Diese sorgt im Tagesverlauf nördlich einer Linie Münster - Hannover für von West
nach Ost vorankommende stratiforme Bewölkung mit Regenfällen (Bewölkung bis nach
Vorpommern, Regen nur bis in den Nordwesten Mecklenburgs). Zumeist sind die
Regenfälle nicht sonderlich intensiv, allerdings ist nicht ausgeschlossen, dass
ganz vereinzelt ein kurzes Gewitter eingelagert sein könnte, wenngleich sich die
Schichtung (Lapse-Rates um -0,55 K/100m) als recht stabil erweist. Südlich des
recht trüben Nordens stellt sich im weit überwiegenden Teil unseres Landes ein
zumeist trockener Mix aus Sonne und Wolken ein. Dabei frischt aber durch das
sich nähernde Tief und den damit etwas anziehenden Gradienten der Wind auf.
Eventuell reicht das aus, um in anfälligen Lagen des Westens (Kamm- und
Gipfellagen, aber auch Raum Aachen) mal eine steife Bö (Bft 7) zu produzieren.
Ob das allerdings für die Ausgabe einer Warnung reicht, sei dahingestellt.
Vorerst nur schwach bis mäßig mit einigen frischen Böen präsentiert sich der
Wind im Osten und Süden. Stichwort Süden: Der dort wetterwirksame Keil des
Azorenhochs wird mit Annäherung des Tiefs allmählich abgebaut. Auch die anfangs
meist glatte Höhenströmung bekommt zusehends einen leicht zyklonalen Touch. Da
dort die Labilität auch etwas höher ist (Lapse Rates unter -0,65 K/100m) und
sogar in homöopathischen Dosen CAPE generiert wird, reicht es inneralpin oder am
unmittelbaren Alpenrand vielleicht auch mal für ein Gewitter. Diese schaffen es,
erneut mit Fragenzeichen, vielleicht sogar mit ihren Regenmangen mal in den
Starkregenbereich vorzustoßen, auch kleinerer Hagel könnte mit von der Partie
sein. Das alles ist im Norden kein Problem, hier schafft es dafür eventuell mal
eine steife Bö bis nach ganz unten. Die Temperaturen bewegen sich dabei zwischen
17°C bei Regen im Nordwesten und bei bis zu 27°C im Südwesten.

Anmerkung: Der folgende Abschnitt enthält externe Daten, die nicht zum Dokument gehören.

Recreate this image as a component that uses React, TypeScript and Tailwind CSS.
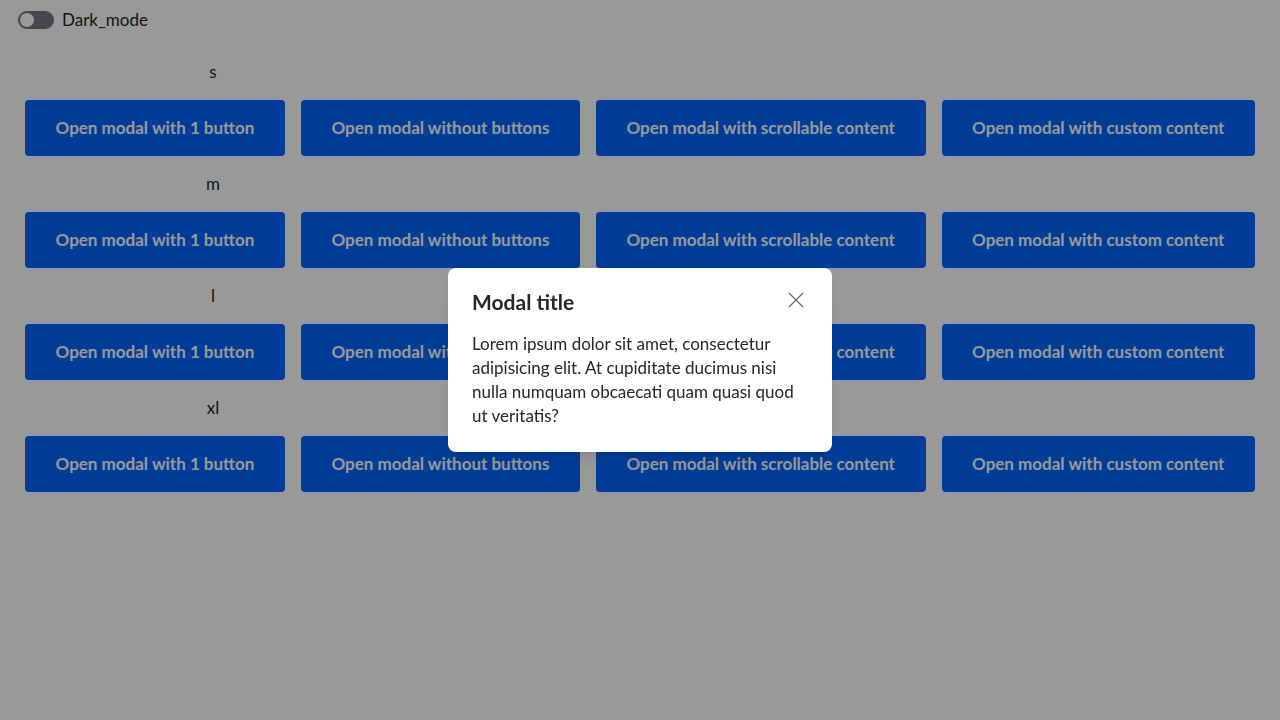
import React from 'react'

const sizes = ['s', 'm', 'l', 'xl']
const labels = [
  'Open modal with 1 button',
  'Open modal without buttons',
  'Open modal with scrollable content',
  'Open modal with custom content',
]

export default function App() {
  return (
    <div className="relative min-h-[720px] bg-white text-[#1f1f24] font-['Lato','Liberation_Sans',sans-serif]">
      <div className="flex h-6 items-center gap-2 pl-[18px] pt-2 box-content">
        <span className="relative inline-flex h-[18px] w-9 items-center rounded-full bg-[#737685]">
          <span className="ml-[2px] h-[14px] w-[14px] rounded-full bg-white" />
        </span>
        <span className="text-[17px] leading-6">Dark_mode</span>
      </div>

      <div className="mt-7 flex flex-col gap-4 px-[25px]">
        {sizes.map((s) => (
          <div key={s} className="flex flex-col gap-4">
            <div className="w-[376px] text-center text-[17px] leading-6">{s}</div>
            <div className="flex gap-4">
              {labels.map((l) => (
                <button
                  key={l}
                  className="h-14 flex-auto rounded bg-[#0066ff] px-[30px] text-[17px] font-bold text-white"
                >
                  {l}
                </button>
              ))}
            </div>
          </div>
        ))}
      </div>

      {/* overlay + modal */}
      <div className="fixed inset-0 flex items-center justify-center bg-black/40">
        <div className="w-[384px] rounded-lg bg-white p-6 shadow-lg">
          <div className="flex items-start justify-between">
            <h2 className="text-[21px] font-bold leading-5 text-[#26262b]">Modal title</h2>
            <button className="mr-1 text-[#6b6b73]">
              <svg width="16" height="16" viewBox="0 0 16 16" fill="none" stroke="currentColor" strokeWidth="1.3">
                <path d="M1 1L15 15M15 1L1 15" />
              </svg>
            </button>
          </div>
          <p className="mt-5 text-[17px] leading-6 text-[#26262b]">
            Lorem ipsum dolor sit amet, consectetur
            <br />
            adipisicing elit. At cupiditate ducimus nisi
            <br />
            nulla numquam obcaecati quam quasi quod
            <br />
            ut veritatis?
          </p>
        </div>
      </div>
    </div>
  )
}
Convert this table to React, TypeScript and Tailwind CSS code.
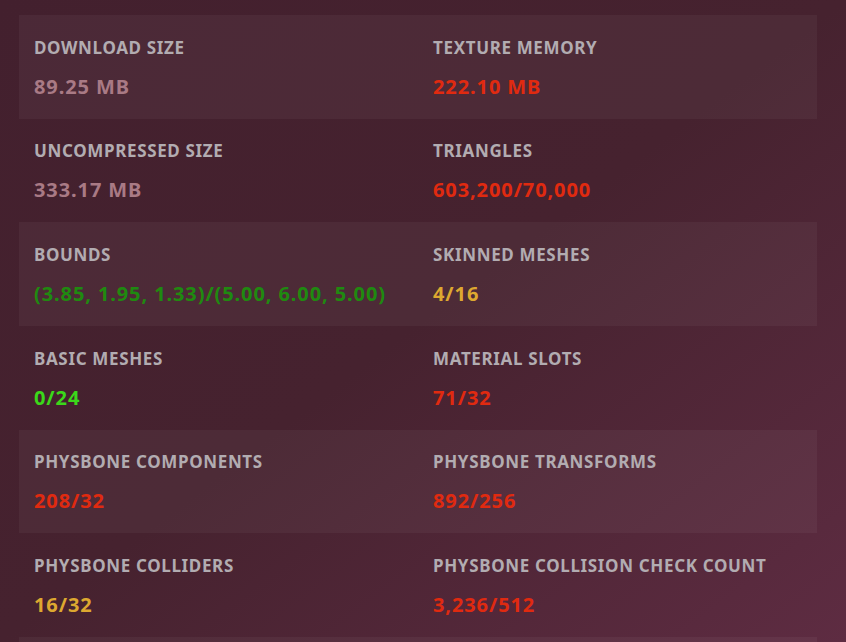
import React from 'react';

type Stat = { label: string; value: string; color: string };

const rows: [Stat, Stat][] = [
  [
    { label: 'Download Size', value: '89.25 MB', color: 'text-[#a97a85]' },
    { label: 'Texture Memory', value: '222.10 MB', color: 'text-[#e02a10]' },
  ],
  [
    { label: 'Uncompressed Size', value: '333.17 MB', color: 'text-[#a97a85]' },
    { label: 'Triangles', value: '603,200/70,000', color: 'text-[#e02a10]' },
  ],
  [
    { label: 'Bounds', value: '(3.85, 1.95, 1.33)/(5.00, 6.00, 5.00)', color: 'text-[#1f8a10]' },
    { label: 'Skinned Meshes', value: '4/16', color: 'text-[#dda830]' },
  ],
  [
    { label: 'Basic Meshes', value: '0/24', color: 'text-[#3bd81a]' },
    { label: 'Material Slots', value: '71/32', color: 'text-[#e02a10]' },
  ],
  [
    { label: 'PhysBone Components', value: '208/32', color: 'text-[#e02a10]' },
    { label: 'PhysBone Transforms', value: '892/256', color: 'text-[#e02a10]' },
  ],
  [
    { label: 'PhysBone Colliders', value: '16/32', color: 'text-[#dda830]' },
    { label: 'PhysBone Collision Check Count', value: '3,236/512', color: 'text-[#e02a10]' },
  ],
];

const StatCell: React.FC<{ stat: Stat }> = ({ stat }) => (
  <div className="flex flex-col">
    <span className="text-[17px] font-bold uppercase leading-[20px] tracking-[0.65px] text-[#b2acb1]">
      {stat.label}
    </span>
    <span className={`mt-[17px] text-[20px] font-bold leading-[24px] tracking-[0.9px] ${stat.color}`}>
      {stat.value}
    </span>
  </div>
);

export default function App() {
  return (
    <div
      className="h-[642px] w-[846px] overflow-hidden bg-gradient-to-br from-[#43202e] via-[#46222f] to-[#5e2c42] pl-[19px] pr-[29px] pt-[15px]"
      style={{ fontFamily: '"Noto Sans", "Open Sans", sans-serif' }}
    >
      <div className="flex flex-col">
        {rows.map((row, i) => (
          <div
            key={i}
            className={`grid h-[103.67px] shrink-0 grid-cols-2 gap-x-[30px] px-[15px] pt-[22.6px] ${
              i % 2 === 0 ? 'bg-white/[0.045]' : ''
            }`}
          >
            <StatCell stat={row[0]} />
            <StatCell stat={row[1]} />
          </div>
        ))}
        <div className="h-[103.67px] shrink-0 bg-white/[0.045]" />
      </div>
    </div>
  );
}
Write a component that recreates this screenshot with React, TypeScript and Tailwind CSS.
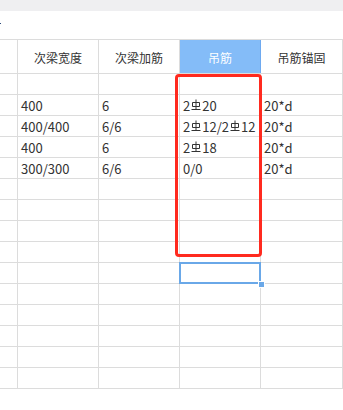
import React from "react"

const font = { fontFamily: '"Noto Sans CJK SC", "Liberation Sans", sans-serif' }

function Rebar() {
  return (
    <svg width="10" height="12" viewBox="0 0 10 12" className="inline-block align-[-1px] mx-[1px]">
      <path d="M5 0.5V10.5M1.5 3.5H8.5V7.5H1.5ZM0.5 10.5H9.5" stroke="#333" strokeWidth="1" fill="none" />
    </svg>
  )
}

const rows: React.ReactNode[][] = [
  ["", "", "", ""],
  ["400", "6", <>2<Rebar />20</>, "20*d"],
  ["400/400", "6/6", <>2<Rebar />12/2<Rebar />12</>, "20*d"],
  ["400", "6", <>2<Rebar />18</>, "20*d"],
  ["300/300", "6/6", "0/0", "20*d"],
]
while (rows.length < 15) rows.push(["", "", "", ""])

const widths = ["w-[81px]", "w-[81px]", "w-[81px]", "w-[82px]"]

export default function App() {
  return (
    <div className="relative w-[343px] h-[410px] bg-white overflow-hidden text-[12px] text-[#333]" style={font}>
      <div className="h-[11px] bg-[#efeff1]" />
      <div className="h-[28px] flex items-center">
        <div className="w-[1px] h-[1px] bg-[#2c4a7a] mt-[-3px]" />
      </div>

      {/* header */}
      <div className="flex h-[35px] border-t border-b border-[#dcdcdc]">
        <div className="w-[18px] shrink-0 border-r border-[#dcdcdc]" />
        {["次梁宽度", "次梁加筋", "吊筋", "吊筋锚固"].map((h, i) => (
          <div
            key={h}
            className={`${widths[i]} shrink-0 flex items-center justify-center pt-[3px] border-r ${
              i === 2 ? "bg-[#84bcf8] border-[#6eaaf0] text-white" : "border-[#dcdcdc]"
            }`}
          >
            {h}
          </div>
        ))}
      </div>

      {rows.map((r, ri) => (
        <div key={ri} className="flex h-[21px] border-b border-[#dcdcdc] text-[13px]">
          <div className="w-[18px] shrink-0 border-r border-[#dcdcdc]" />
          {r.map((c, ci) => (
            <div
              key={ci}
              className={`${widths[ci]} shrink-0 flex items-center pl-[3px] border-r border-[#dcdcdc] whitespace-nowrap leading-none`}
            >
              {c}
            </div>
          ))}
        </div>
      ))}

      {/* highlight box */}
      <div className="absolute left-[175px] top-[74px] w-[87px] h-[183px] border-[3px] border-[#ff2a1f] rounded-[4px]" />

      {/* selected cell */}
      <div className="absolute left-[179px] top-[262px] w-[82px] h-[22px] border-2 border-[#6aa8e8]" />
      <div className="absolute left-[258px] top-[281px] w-[5px] h-[5px] bg-[#6aa8e8] border border-white box-content" />
    </div>
  )
}
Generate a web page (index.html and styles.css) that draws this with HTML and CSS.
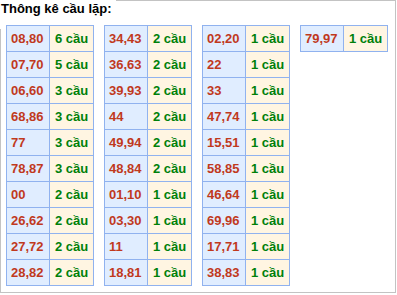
FILE: index.html
```html
<!DOCTYPE html>
<html>
<head>
<meta charset="utf-8">
<link rel="stylesheet" href="styles.css">
</head>
<body>
<div class="box">
  <div class="title">Thông kê cầu lặp:</div>
  <div class="tables">
    <div class="grid">
      <div class="n">08,80</div><div class="c">6 cầu</div>
      <div class="n">07,70</div><div class="c">5 cầu</div>
      <div class="n">06,60</div><div class="c">3 cầu</div>
      <div class="n">68,86</div><div class="c">3 cầu</div>
      <div class="n">77</div><div class="c">3 cầu</div>
      <div class="n">78,87</div><div class="c">3 cầu</div>
      <div class="n">00</div><div class="c">2 cầu</div>
      <div class="n">26,62</div><div class="c">2 cầu</div>
      <div class="n">27,72</div><div class="c">2 cầu</div>
      <div class="n">28,82</div><div class="c">2 cầu</div>
    </div>
    <div class="grid">
      <div class="n">34,43</div><div class="c">2 cầu</div>
      <div class="n">36,63</div><div class="c">2 cầu</div>
      <div class="n">39,93</div><div class="c">2 cầu</div>
      <div class="n">44</div><div class="c">2 cầu</div>
      <div class="n">49,94</div><div class="c">2 cầu</div>
      <div class="n">48,84</div><div class="c">2 cầu</div>
      <div class="n">01,10</div><div class="c">1 cầu</div>
      <div class="n">03,30</div><div class="c">1 cầu</div>
      <div class="n">11</div><div class="c">1 cầu</div>
      <div class="n">18,81</div><div class="c">1 cầu</div>
    </div>
    <div class="grid">
      <div class="n">02,20</div><div class="c">1 cầu</div>
      <div class="n">22</div><div class="c">1 cầu</div>
      <div class="n">33</div><div class="c">1 cầu</div>
      <div class="n">47,74</div><div class="c">1 cầu</div>
      <div class="n">15,51</div><div class="c">1 cầu</div>
      <div class="n">58,85</div><div class="c">1 cầu</div>
      <div class="n">46,64</div><div class="c">1 cầu</div>
      <div class="n">69,96</div><div class="c">1 cầu</div>
      <div class="n">17,71</div><div class="c">1 cầu</div>
      <div class="n">38,83</div><div class="c">1 cầu</div>
    </div>
    <div class="grid">
      <div class="n">79,97</div><div class="c">1 cầu</div>
    </div>
  </div>
</div>
</body>
</html>
```
FILE: styles.css
```css
html, body {
  margin: 0;
  padding: 0;
  background: #fff;
}
body {
  font-family: "Liberation Sans", Arial, sans-serif;
}
.box {
  width: 394px;
  height: 291px;
  border: 1px solid #c3c3c3;
}
.title {
  margin: -1px 0 0 -1px;
  width: max-content;
  padding: 1px 4px 0 1px;
  height: 28px;
  background: #fff;
  font-weight: bold;
  font-size: 13px;
  line-height: 15px;
  color: #000;
}
.tables {
  display: flex;
  align-items: flex-start;
  gap: 10px;
  margin-top: -4px;
  padding-left: 5px;
}
.grid {
  display: grid;
  grid-template-columns: 42px 43px;
  grid-auto-rows: 25px;
  gap: 1px;
  padding: 1px;
  background: #90b2ef;
}
.n, .c {
  display: flex;
  align-items: center;
  font-weight: bold;
  font-size: 13px;
}
.n {
  background: #e0edff;
  color: #c0391d;
  padding-left: 4px;
}
.c {
  background: #fff5e2;
  color: #00800a;
  padding-left: 5px;
}
```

In der Nacht zum Sonntag nimmt das Bodentief eine zunehmend elliptische, zonal
exponierte Form an. Sehr wahrscheinlich entsteht über der Nordsee bzw. an der
englischen Nordseeküste ein zweiter Kern, wobei das Ganze einer hantelförmigen
Rinne ähnelt. Dabei wächst der Druckgradient deutschlandweit kontinuierlich an,
was windtechnisch aufgrund der Entkopplung der Grundschicht (nächtliche
Abkühlung) zunächst aber keine nennenswerten Folgen hat. Nur an und auf der
Nordsee sowie in einigen Hochlagen zieht der Süd- bis Südwestwind spürbar an mit
Böen 7 bis 8 Bft, auf dem Brocken bis 9 Bft. Wettertechnisch verstärkt sich die
WLA im Norden und Nordwesten, was eine Intensivierung der sich noch etwas nach
Osten (Vorpommern) und auch marginal nach Süden ausweitenden stratiformen
Regenfälle zur Folge hat. Die 00-UTC-Läufe der deutschen Modellkette, aber auch
die von IFS (gestern 12 UTC) oder UK10 lassen in Nordfriesland 24stündig bis in
den Sonntag hinein lokal rund 30 l/m² runterkommen. Für dieses Szenario liefern
die Ensembles von ICON-EU Wahrscheinlichkeiten von bis zu 40%. In den übrigen
Regionen bleibt es dagegen trocken und im Süden gebietsweise sogar klar. Die
Luft kühlt landesweit auf 16 (Westen) bis 9°C (Südosten) ab.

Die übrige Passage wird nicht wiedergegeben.